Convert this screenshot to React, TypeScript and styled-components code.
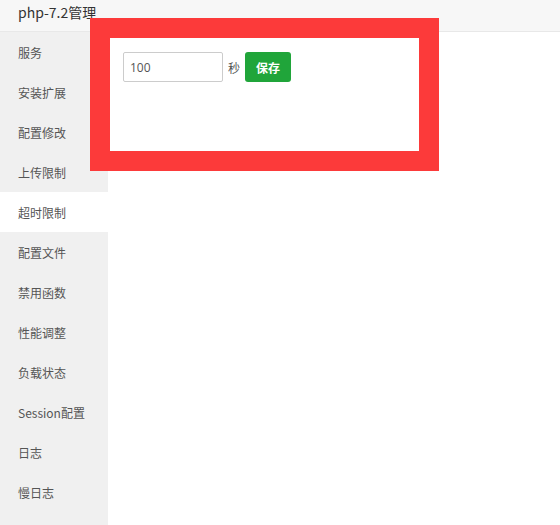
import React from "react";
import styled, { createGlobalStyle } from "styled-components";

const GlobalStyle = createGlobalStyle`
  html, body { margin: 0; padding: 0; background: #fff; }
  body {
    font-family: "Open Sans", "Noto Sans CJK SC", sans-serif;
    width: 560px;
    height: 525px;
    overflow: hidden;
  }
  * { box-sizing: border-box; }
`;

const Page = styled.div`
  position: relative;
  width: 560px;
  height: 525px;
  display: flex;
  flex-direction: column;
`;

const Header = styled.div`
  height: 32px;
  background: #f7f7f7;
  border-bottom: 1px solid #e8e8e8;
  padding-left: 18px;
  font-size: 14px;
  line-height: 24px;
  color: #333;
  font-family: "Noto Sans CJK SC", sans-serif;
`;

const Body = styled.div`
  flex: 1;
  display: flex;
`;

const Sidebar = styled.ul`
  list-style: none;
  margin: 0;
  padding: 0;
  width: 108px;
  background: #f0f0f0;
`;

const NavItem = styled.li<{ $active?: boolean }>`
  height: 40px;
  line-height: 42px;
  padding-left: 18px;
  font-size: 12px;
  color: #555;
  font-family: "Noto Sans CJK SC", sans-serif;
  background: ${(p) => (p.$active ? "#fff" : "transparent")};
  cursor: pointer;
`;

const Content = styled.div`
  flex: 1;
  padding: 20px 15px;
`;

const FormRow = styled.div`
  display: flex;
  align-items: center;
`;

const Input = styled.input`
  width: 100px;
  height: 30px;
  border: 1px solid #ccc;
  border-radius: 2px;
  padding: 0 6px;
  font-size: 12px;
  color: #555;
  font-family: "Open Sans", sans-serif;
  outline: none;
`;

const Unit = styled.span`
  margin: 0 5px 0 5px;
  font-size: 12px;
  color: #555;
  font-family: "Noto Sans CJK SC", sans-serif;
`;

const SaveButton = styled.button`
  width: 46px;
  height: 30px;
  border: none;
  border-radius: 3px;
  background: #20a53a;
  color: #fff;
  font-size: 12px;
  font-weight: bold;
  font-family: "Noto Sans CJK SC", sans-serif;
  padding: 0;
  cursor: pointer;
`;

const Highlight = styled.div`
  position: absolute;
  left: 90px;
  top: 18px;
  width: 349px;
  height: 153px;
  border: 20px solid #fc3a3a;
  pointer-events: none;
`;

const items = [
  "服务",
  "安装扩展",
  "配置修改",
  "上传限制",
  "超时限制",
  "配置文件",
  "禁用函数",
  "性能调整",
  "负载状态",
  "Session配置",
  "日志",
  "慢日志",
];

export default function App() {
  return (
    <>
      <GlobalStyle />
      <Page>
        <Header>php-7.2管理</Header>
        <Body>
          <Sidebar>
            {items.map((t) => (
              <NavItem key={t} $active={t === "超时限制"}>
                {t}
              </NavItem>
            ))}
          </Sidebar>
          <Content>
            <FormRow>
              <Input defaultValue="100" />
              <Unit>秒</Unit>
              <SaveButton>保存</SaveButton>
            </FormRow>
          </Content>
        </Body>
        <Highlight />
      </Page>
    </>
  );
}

= = = =

▶ **Task to carry out**: Choose all lines containing the string "React" and copy them out.

▶ **Output below**:
Convert this screenshot to React, TypeScript and styled-components code.
import React from "react";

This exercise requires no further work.